Aber das ist nur eine Zahl. Der Wert der Veranstaltung reicht tiefer, sagt der evangelische Religionslehrer Martin Gerke, der an der Albertvilleschule die „Ökumenische Schulgemeinde“ mit aufgebaut hat: Dass die Eltern eines ermordeten Mädchens das möglich gemacht haben, „für uns, das find ich Wahnsinn. Eigentlich müssen sie Solidarität von uns kriegen – und jetzt erfahren wir Solidarität von ihnen.“

Von praktischer Nächstenliebe und irritierenden Neid-Debatten

Die ökumenische Schulgemeinde folgt der Idee, aus dem Sinnlosen, das am 11. März 2009 geschah, etwas entstehen zu lassen, das anderen hilft: mehr Achtsamkeit, „praktische Nächstenliebe“. So gesehen ist das Benefizkonzert ein Lehrstück für die Schüler: „Guck mal, denen geht es schlecht – und die sind immer noch für uns da.“ Diese Haltung will sich die Schule zu eigen machen und im nächsten Jahr selber eine Wohltätigkeitsveranstaltung organisieren für Afrika.
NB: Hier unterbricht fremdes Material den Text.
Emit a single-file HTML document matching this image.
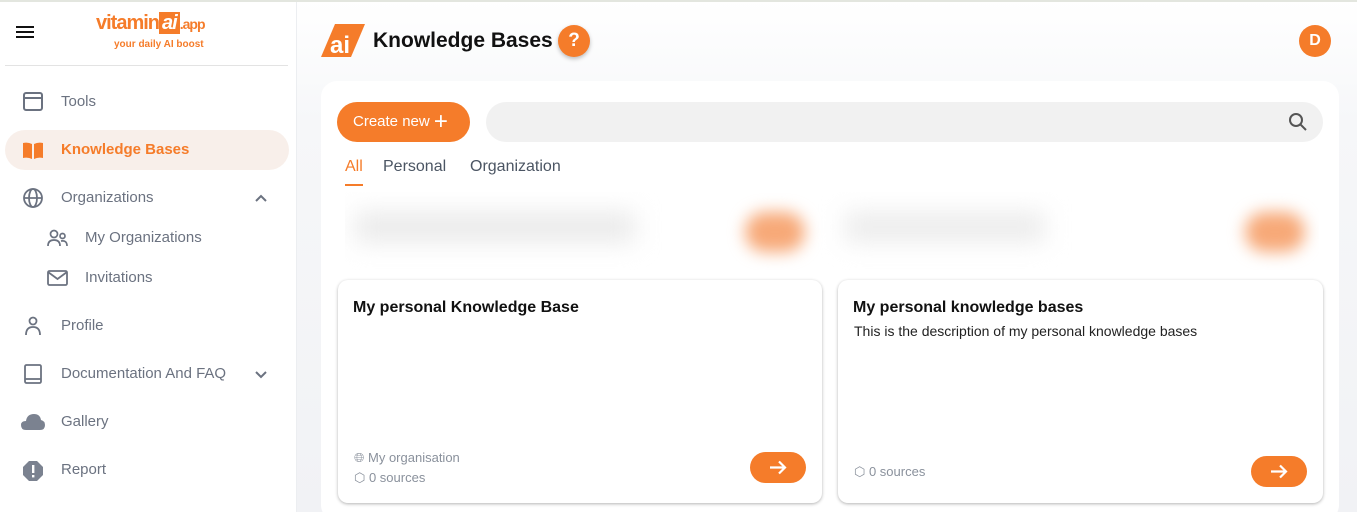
<!DOCTYPE html>
<html style="overflow:hidden;width:1357px;height:512px"><head><meta charset="utf-8"><style>
*{box-sizing:border-box;margin:0;padding:0}
body{width:1357px;height:512px;overflow:hidden;font-family:"Liberation Sans",sans-serif;background:#f3f4f6;position:relative}
.side{position:absolute;left:0;top:0;width:297px;height:512px;background:#fff;border-right:1px solid #eceef1}
.main{position:absolute;left:297px;top:0;width:1060px;height:512px;overflow:hidden;background:linear-gradient(#fff 0,#f6f7f9 120px,#f1f2f5)}
.nav{position:absolute;left:0;font-size:15px;color:#6b7280;display:flex;align-items:center}
.orange{color:#f57c2a}
.panel{position:absolute;left:24px;top:81px;width:1018px;height:440px;background:#fff;border-radius:16px}
.card{position:absolute;width:484px;height:223px;background:#fff;border-radius:10px;box-shadow:0 1px 3px rgba(0,0,0,.3)}
.card h3{position:absolute;left:15px;top:19px;font-size:16px;font-weight:bold;color:#111}
.meta{position:absolute;left:16px;font-size:13px;color:#8a919c;display:flex;align-items:center;gap:4px}
.go{position:absolute;right:16px;width:56px;height:31px;border-radius:16px;background:#f57c2a}
</style></head><body>
<div class="side">
 <div style="position:absolute;left:16px;top:26px;width:18px;height:2px;background:#111;box-shadow:0 5px 0 #111,0 10px 0 #111"></div>
 <div style="position:absolute;left:96px;top:12px;font-size:20px;font-weight:bold;color:#f57c2a;letter-spacing:-1px">vitamin<span style="background:#f57c2a;color:#fff;padding:0 3px;font-style:italic">ai</span><span style="font-size:14px">.app</span></div>
 <div style="position:absolute;left:114px;top:39px;font-size:10px;font-weight:bold;color:#f57c2a">your daily AI boost</div>
 <div style="position:absolute;left:5px;top:65px;width:283px;height:1px;background:#e3e3e3"></div>
 <div class="nav" style="top:93px;left:61px">Tools</div>
 <svg style="position:absolute;left:23px;top:92px" width="20" height="19" viewBox="0 0 20 19" fill="none" stroke="#6b7280" stroke-width="2"><rect x="1" y="1" width="18" height="17" rx="2"/><line x1="1" y1="6" x2="19" y2="6"/></svg>
 <div style="position:absolute;left:5px;top:130px;width:284px;height:40px;border-radius:20px;background:#f8efea"></div>
 <svg style="position:absolute;left:23px;top:142px" width="20" height="17" viewBox="0 0 20 17"><path d="M0 1 Q5 0 9 2 V17 Q5 15 0 16Z M11 2 Q15 0 20 1 V16 Q15 15 11 17Z" fill="#f57c2a"/></svg>
 <div class="nav orange" style="top:141px;left:61px;font-weight:bold">Knowledge Bases</div>
 <svg style="position:absolute;left:23px;top:188px" width="20" height="20" viewBox="0 0 20 20" fill="none" stroke="#6b7280" stroke-width="1.8"><circle cx="10" cy="10" r="9"/><ellipse cx="10" cy="10" rx="4" ry="9"/><line x1="1" y1="10" x2="19" y2="10"/></svg>
 <div class="nav" style="top:189px;left:61px">Organizations</div>
 <svg style="position:absolute;left:255px;top:194px" width="12" height="8" viewBox="0 0 12 8" fill="none" stroke="#6b7280" stroke-width="2"><path d="M1 7 L6 2 L11 7"/></svg>
 <svg style="position:absolute;left:47px;top:229px" width="21" height="18" viewBox="0 0 21 18" fill="none" stroke="#6b7280" stroke-width="1.7"><circle cx="7" cy="5" r="3.5"/><circle cx="15.5" cy="7" r="2.5"/><path d="M1 17 Q1 11 7 11 Q13 11 13 17 M14 12 Q20 11 20 17"/></svg>
 <div class="nav" style="top:229px;left:85px">My Organizations</div>
 <svg style="position:absolute;left:47px;top:270px" width="21" height="16" viewBox="0 0 21 16" fill="none" stroke="#6b7280" stroke-width="1.8"><rect x="1" y="1" width="19" height="14" rx="1.5"/><path d="M1 2 L10.5 9 L20 2"/></svg>
 <div class="nav" style="top:269px;left:85px">Invitations</div>
 <svg style="position:absolute;left:25px;top:316px" width="16" height="20" viewBox="0 0 16 20" fill="none" stroke="#6b7280" stroke-width="1.8"><circle cx="8" cy="5" r="3.5"/><path d="M1 19 Q1 11 8 11 Q15 11 15 19"/></svg>
 <div class="nav" style="top:317px;left:61px">Profile</div>
 <svg style="position:absolute;left:24px;top:364px" width="18" height="20" viewBox="0 0 18 20" fill="none" stroke="#6b7280" stroke-width="1.8"><rect x="1" y="1" width="16" height="18" rx="1.5"/><line x1="1" y1="15" x2="17" y2="15"/></svg>
 <div class="nav" style="top:365px;left:61px">Documentation And FAQ</div>
 <svg style="position:absolute;left:255px;top:371px" width="12" height="8" viewBox="0 0 12 8" fill="none" stroke="#6b7280" stroke-width="2"><path d="M1 1 L6 6 L11 1"/></svg>
 <svg style="position:absolute;left:21px;top:413px" width="24" height="17" viewBox="0 0 24 17"><path d="M5 17 Q0 17 0 12 Q0 8 5 8 Q6 1 13 1 Q19 1 20 7 Q24 8 24 12 Q24 17 19 17Z" fill="#7b8290"/></svg>
 <div class="nav" style="top:413px;left:61px">Gallery</div>
 <svg style="position:absolute;left:23px;top:461px" width="20" height="20" viewBox="0 0 20 20"><path d="M6 0 H14 L20 6 V14 L14 20 H6 L0 14 V6Z" fill="#7b8290"/><rect x="9" y="4" width="2.4" height="8" fill="#fff"/><rect x="9" y="14" width="2.4" height="2.4" fill="#fff"/></svg>
 <div class="nav" style="top:461px;left:61px">Report</div>
</div>
<div class="main">
 <svg style="position:absolute;left:24px;top:24px" width="44" height="33" viewBox="0 0 44 33"><path d="M14 0 H44 L30 33 H0Z" fill="#f57c2a"/><text x="9" y="29" font-family="Liberation Sans" font-weight="bold" font-size="24" fill="#fff">ai</text></svg>
 <div style="position:absolute;left:76px;top:29px;font-size:21px;font-weight:bold;color:#111">Knowledge Bases</div>
 <div style="position:absolute;left:261px;top:25px;width:32px;height:32px;border-radius:50%;background:#f57c2a;color:#fff;font-weight:bold;font-size:19px;text-align:center;line-height:32px;box-shadow:0 2px 4px rgba(0,0,0,.25)">?</div>
 <div style="position:absolute;left:1002px;top:25px;width:32px;height:32px;border-radius:50%;background:#f57c2a;color:#fff;font-weight:bold;font-size:16px;text-align:center;line-height:32px">D</div>
 <div class="panel">
  <div style="position:absolute;left:16px;top:21px;width:133px;height:40px;border-radius:20px;background:#f57c2a;color:#fff;font-size:15px;line-height:40px;padding-left:16px">Create new <span style="font-size:24px;vertical-align:-3px">+</span></div>
  <div style="position:absolute;left:165px;top:21px;width:837px;height:40px;border-radius:20px;background:#f1f1f1"></div>
  <svg style="position:absolute;left:967px;top:31px" width="20" height="20" viewBox="0 0 20 20" fill="none" stroke="#555" stroke-width="2"><circle cx="8" cy="8" r="6"/><line x1="12.5" y1="12.5" x2="18" y2="18"/></svg>
  <div style="position:absolute;left:24px;top:77px;font-size:16px;color:#f57c2a">All</div>
  <div style="position:absolute;left:24px;top:103px;width:18px;height:2px;background:#f57c2a"></div>
  <div style="position:absolute;left:62px;top:77px;font-size:16px;color:#4b5563">Personal</div>
  <div style="position:absolute;left:149px;top:77px;font-size:16px;color:#4b5563">Organization</div>
  <div style="position:absolute;left:24px;top:111px;width:974px;height:78px;background:#fff;overflow:hidden">
   <div style="position:absolute;left:10px;top:20px;width:280px;height:30px;background:#eaeaea;filter:blur(12px)"></div>
   <div style="position:absolute;left:400px;top:20px;width:60px;height:40px;border-radius:20px;background:#f7a978;filter:blur(8px)"></div>
   <div style="position:absolute;left:500px;top:20px;width:200px;height:30px;background:#ececec;filter:blur(12px)"></div>
   <div style="position:absolute;left:900px;top:20px;width:60px;height:40px;border-radius:20px;background:#f7a978;filter:blur(8px)"></div>
  </div>
 </div>
 <div class="card" style="left:41px;top:280px">
  <h3>My personal Knowledge Base</h3>
  <div class="meta" style="top:170px">🌐︎ My organisation</div>
  <div class="meta" style="top:190px">⬡ 0 sources</div>
  <div class="go" style="top:172px"><svg width="56" height="31" viewBox="0 0 56 31" fill="none" stroke="#fff" stroke-width="2.2"><path d="M20 15.5 H35 M29 9.5 L35 15.5 L29 21.5"/></svg></div>
 </div>
 <div class="card" style="left:541px;top:280px;width:485px">
  <h3>My personal knowledge bases</h3>
  <div style="position:absolute;left:16px;top:43px;font-size:14px;color:#222">This is the description of my personal knowledge bases</div>
  <div class="meta" style="top:184px">⬡ 0 sources</div>
  <div class="go" style="top:176px"><svg width="56" height="31" viewBox="0 0 56 31" fill="none" stroke="#fff" stroke-width="2.2"><path d="M20 15.5 H35 M29 9.5 L35 15.5 L29 21.5"/></svg></div>
 </div>
</div>
<div style="position:absolute;left:0;top:0;width:1357px;height:2px;background:#e3e6df"></div>
</body></html>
Alles Harmonie also? Natürlich nicht. Jürgen Marx „ist zugetragen worden, dass Leute bewusst nicht zum Konzert gehen, weil sie meinen, jetzt reicht’s, denen von der Albertville-Schule schiebt man alles hinten rein“. Es gehört zu den irritierendsten Phänomenen in Winnenden seit dem Amoklauf, dass um die Schule eine Neid-Debatte schwelt: Überdurchschnittliche Lehrerausstattung, öffentliche Aufmerksamkeit und Zuwendung – na, die haben’s aber schön . . .

„Nach anderthalb Jahren muss das ja mal erledigt sein“ – das, sagt Schulleiter Sven Kubick, höre er öfters.

Die Realität sieht anders an. Normalität? „Nee. Normalität ist ein Ziel. Eine neue Normalität.“ Immer noch kommen ehemalige Schüler regelmäßig hierher und sitzen abends in den Containern mit den Schulpsychologen zusammen. Manche der Kinder, die vor anderthalb Jahren als Fünft- oder Sechstklässler ihre Lehrerinnen verloren haben, kämpfen bis heute mit Schlafstörungen. Ab und zu erzählen sie von ihren Träumen – die Bilder, die darin umherspuken, „sind eigentlich erst ab 18“, sagt Martin Gerke.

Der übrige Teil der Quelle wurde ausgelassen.